Леса и луга, поросшие диким бурьяном, постепенно сменились на возделанные поля. Мимо проплывали то пятнистые коровы, то забритые по весне и уже успевшие чуть обрасти овцы, и воздух, попадавший в вагон через приоткрытые окошки под потолком, приобрёл отчетливый аромат села со всеми его прелестями.

Моя соседка покопалась в объемной сумке и выудила свернутую хитрым образом тряпицу. Внутри оказался молодой зелёный лук, ломоть хлеба, три яйца и бумажка с солью.

Я покосилась туда только одним глазом, но желудок сразу среагировал неприлично громкой трелью, слышной даже за стуком колес.

— Ты что же, первый раз в поезде? — сочувственно спросила женщина, пытливо оглядывая меня. В платье травницы, которое вполне возможно было старше меня, с потертой торбой через плечо — я не сильно отличалась от прочих пассажиров третьего класса. Приняв глуповатый вид деревенской простушки, я закивала головой.
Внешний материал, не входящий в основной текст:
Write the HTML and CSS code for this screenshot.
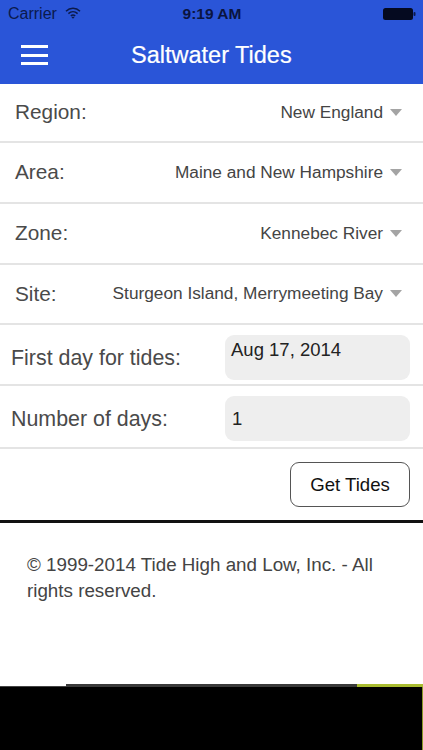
FILE: index.html
```html
<!DOCTYPE html>
<html lang="en">
<head>
<meta charset="utf-8">
<title>Saltwater Tides</title>
<link rel="stylesheet" href="styles.css">
</head>
<body>
<header class="top">
  <div class="status">
    <div class="status-left">
      <span>Carrier</span>
      <svg class="wifi" viewBox="0 0 16 12" width="16" height="12"><path d="M1 4.2C5 .4 11 .4 15 4.2M3.4 6.6c2.7-2.4 6.5-2.4 9.2 0M5.8 8.9c1.3-1 3.1-1 4.4 0" fill="none" stroke="#0c1a4a" stroke-width="1.5"/><path d="M8 11.8 6.5 10.2c.9-.6 2.1-.6 3 0z" fill="#0c1a4a"/></svg>
    </div>
    <span class="time">9:19 AM</span>
    <svg class="battery" viewBox="0 0 33 12" width="33" height="12"><rect x="0" y="0" width="30" height="12" rx="2.5" fill="#050a20"/><rect x="30.5" y="4" width="2" height="4" rx="1" fill="#0c1a4a"/></svg>
  </div>
  <div class="nav">
    <button class="burger" aria-label="Menu"><span></span><span></span><span></span></button>
    <h1>Saltwater Tides</h1>
  </div>
</header>
<main>
  <div class="select-row row-a"><label>Region:</label><div class="value">New England<i class="caret"></i></div></div>
  <div class="select-row row-b"><label>Area:</label><div class="value">Maine and New Hampshire<i class="caret"></i></div></div>
  <div class="select-row row-b"><label>Zone:</label><div class="value">Kennebec River<i class="caret"></i></div></div>
  <div class="select-row row-c"><label>Site:</label><div class="value">Sturgeon Island, Merrymeeting Bay<i class="caret"></i></div></div>
  <div class="input-row row-d"><label>First day for tides:</label><div class="field field-top">Aug 17, 2014</div></div>
  <div class="input-row row-e"><label>Number of days:</label><div class="field">1</div></div>
  <div class="actions"><button class="get">Get Tides</button></div>
</main>
<footer class="copy">
  <p>© 1999-2014 Tide High and Low, Inc. - All rights reserved.</p>
</footer>
<div class="ad">
  <div class="ad-edge"><span class="edge-a"></span><span class="edge-b"></span><span class="edge-c"></span></div>
  <div class="ad-body"></div>
</div>
</body>
</html>
```

FILE: styles.css
```css
* { box-sizing: border-box; }
html, body { margin: 0; padding: 0; }
body {
  width: 423px;
  height: 750px;
  overflow: hidden;
  background: #fff;
  font-family: "Liberation Sans", Arial, sans-serif;
  display: flex;
  flex-direction: column;
}
.top { height: 84px; background: #2a55d8; flex: none; }
.status {
  height: 28px;
  padding: 0 7px 0 8px;
  display: grid;
  grid-template-columns: 1fr auto 1fr;
  align-items: center;
  font-size: 16px;
  color: #0b1a4d;
}
.status-left { display: flex; align-items: center; gap: 8px; }
.wifi { margin-top: -3px; }
.time { font-weight: 700; font-size: 15.5px; color: #0a1440; }
.battery { justify-self: end; }
.nav {
  height: 56px;
  display: flex;
  align-items: center;
  padding: 0 0 2px 21px;
}
.burger {
  width: 27px;
  height: 20px;
  padding: 0;
  background: none;
  border: 0;
  display: flex;
  flex-direction: column;
  justify-content: space-between;
}
.burger span { display: block; height: 3px; background: #fff; }
.nav h1 {
  margin: 0 0 0 83px;
  font-size: 23.5px;
  font-weight: 400;
  color: #fff;
  -webkit-text-stroke: 0.2px #fff;
  white-space: nowrap;
}
main { flex: none; }
.select-row, .input-row {
  display: flex;
  align-items: center;
  justify-content: space-between;
  border-bottom: 2px solid #e4e4e4;
  color: #4a4a4a;
}
.select-row { padding: 0 21px 1px 15px; }
.select-row label { font-size: 20.8px; }
.row-a { height: 59px; }
.row-b { height: 61px; }
.row-c { height: 60px; }
.row-d { height: 61px; padding-top: 6px; }
.row-e { height: 63px; padding-top: 4px; }
.value {
  display: flex;
  align-items: center;
  font-size: 17.25px;
  color: #444;
}
.caret {
  margin-left: 7px;
  width: 0;
  height: 0;
  border-left: 6.5px solid transparent;
  border-right: 6.5px solid transparent;
  border-top: 7px solid #a4a4a4;
}
.input-row { padding-left: 11px; padding-right: 13px; }
.input-row label { font-size: 21.4px; padding-top: 2px; }
.field {
  width: 185px;
  height: 45px;
  background: #eee;
  border-radius: 9px;
  padding: 1px 6px 0 7px;
  display: flex;
  align-items: center;
  font-size: 18.5px;
  color: #222;
}
.field-top { align-items: flex-start; padding: 4px 6px 0; }
.actions {
  height: 74px;
  display: flex;
  justify-content: flex-end;
  align-items: flex-start;
  padding: 13px 13px 0 0;
  border-bottom: 3px solid #111;
}
.get {
  width: 120px;
  height: 45px;
  background: #fff;
  border: 1px solid #555;
  border-radius: 9px;
  font: 400 18.6px "Liberation Sans", Arial, sans-serif;
  color: #111;
  padding: 1px 0 0;
}
.copy { flex: 1; padding: 29px 27px 0; }
.copy p {
  margin: 0;
  font-size: 18.8px;
  line-height: 26px;
  color: #444;
}
.ad { flex: none; height: 66px; display: flex; flex-direction: column; background: #000; }
.ad-edge { height: 3px; display: flex; align-items: flex-end; background: #fff; }
.edge-a { width: 66px; height: 1px; background: #444; }
.edge-b { width: 291px; height: 3px; background: #3a3a3a; }
.edge-c { width: 66px; height: 3px; background: #a9bc30; }
.ad-body { flex: 1; background: #000; border-right: 1px solid #8a9a28; }
```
— Первый, тетенька, как есть первый. Махина-то какая, и едет резво — жуть. Страшно, конечно, попервости-то, но меня в Дорсетте мамка ждёт. Надеюсь, доеду, — я размашисто осенила лоб круговым движением. В местной религии Христа не было, соответственно, и креста со всеми атрибутами тоже. Его заменил круг — символ вечности и Всеединого.

— Доедешь, конечно. На этой линии отродясь аварий не случалось, — кивнула женщина и неожиданно протянула мне уже почищенное, обмакнутое в соль яйцо. — На вот, пожуй, болезная, а то кожа да кости.
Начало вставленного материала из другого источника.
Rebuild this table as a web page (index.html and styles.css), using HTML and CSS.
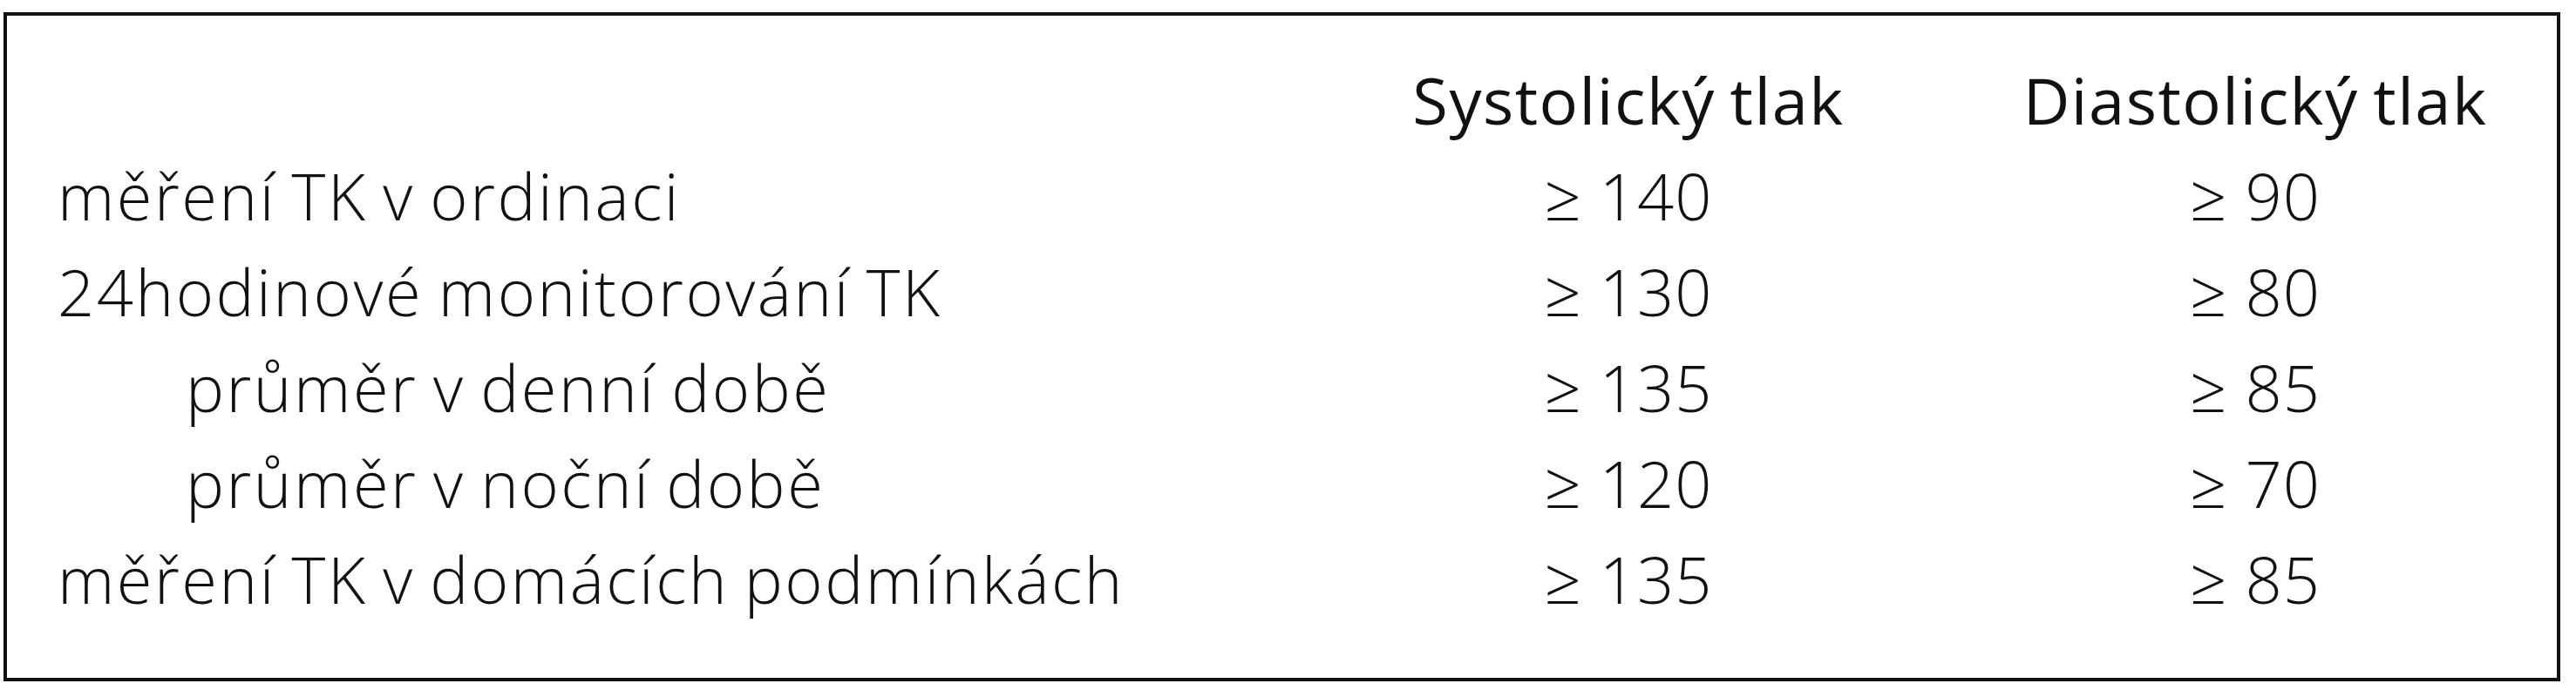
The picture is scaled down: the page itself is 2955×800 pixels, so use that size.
FILE: index.html
```html
<!DOCTYPE html>
<html lang="cs">
<head>
<meta charset="utf-8">
<title>Hodnoty TK</title>
<link rel="stylesheet" href="styles.css">
</head>
<body>
<div class="box">
  <div class="grid">
    <div class="cell label head"></div>
    <div class="cell num head">Systolický tlak</div>
    <div class="cell num head">Diastolický tlak</div>

    <div class="cell label">měření TK v ordinaci</div>
    <div class="cell num">≥ 140</div>
    <div class="cell num">≥ 90</div>

    <div class="cell label">24hodinové monitorování TK</div>
    <div class="cell num">≥ 130</div>
    <div class="cell num">≥ 80</div>

    <div class="cell label indent">průměr v denní době</div>
    <div class="cell num">≥ 135</div>
    <div class="cell num">≥ 85</div>

    <div class="cell label indent">průměr v noční době</div>
    <div class="cell num">≥ 120</div>
    <div class="cell num">≥ 70</div>

    <div class="cell label">měření TK v domácích podmínkách</div>
    <div class="cell num">≥ 135</div>
    <div class="cell num">≥ 85</div>
  </div>
</div>
</body>
</html>
```
FILE: styles.css
```css
html, body {
  margin: 0;
  padding: 0;
  background: #ffffff;
}
body {
  padding: 14px 0 0 4px;
  font-family: "Open Sans", "Liberation Sans", sans-serif;
  font-weight: 300;
  color: #111;
}
.box {
  width: 2933px;
  height: 768px;
  box-sizing: border-box;
  border: 4px solid #111;
  padding: 42px 66px 0 58px;
}
.grid {
  display: grid;
  grid-template-columns: 1fr 560px 560px;
  column-gap: 159px;
  grid-auto-rows: 110px;
  font-size: 74px;
  line-height: 110px;
}
.cell {
  white-space: nowrap;
}
.label {
  letter-spacing: 2.5px;
  word-spacing: -4px;
}
.num {
  text-align: center;
  letter-spacing: 1px;
}
.head {
  font-weight: 400;
  letter-spacing: 1.5px;
  word-spacing: -4px;
}
.indent {
  padding-left: 147px;
}
```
— Спасибо, тетенька, — искренне поблагодарила я, принимая угощение. Сил после продолжительного колдовства не осталось ни магических, ни физических, и организм требовал своего. Тем более, яйцо оказалось свежим и очень вкусным.

Натуральное, поди. Без консервантов и отбеливателя, и ни одного лишнего гормона в составе корма снесшей его птицы.

— Лусия меня зовут, — женщина разломила горбушку и предложила мне половину. — К племяннице еду. Она с мужем лавку держат, сладостями торгуют. Рожать ей скоро, первенец, вот и вызвала на подмогу. Тяжело уже кастрюли-то ворочать. А ты к кому, болезная?

Я аж вздрогнула, а потом поняла, что это меня так ласково обозвали за худобу и бледность, а вовсе не кособокость. Осознанным усилием распрямив левую руку, которая уже успела привычно устроиться под грудью, укусила хлеб за хрустящую корочку.

— Я к родителям. Давно не виделись, — расплывчато обозначила я цель путешествия. Отмалчиваться совсем было бы невежливо, но и подробности о себе раскрывать ни к чему. Я и так запомнюсь попутчикам: в моде была конституция булочки, а лицо — «кровь с молоком», так что мой бледный скелетик на общем фоне несколько выделялся.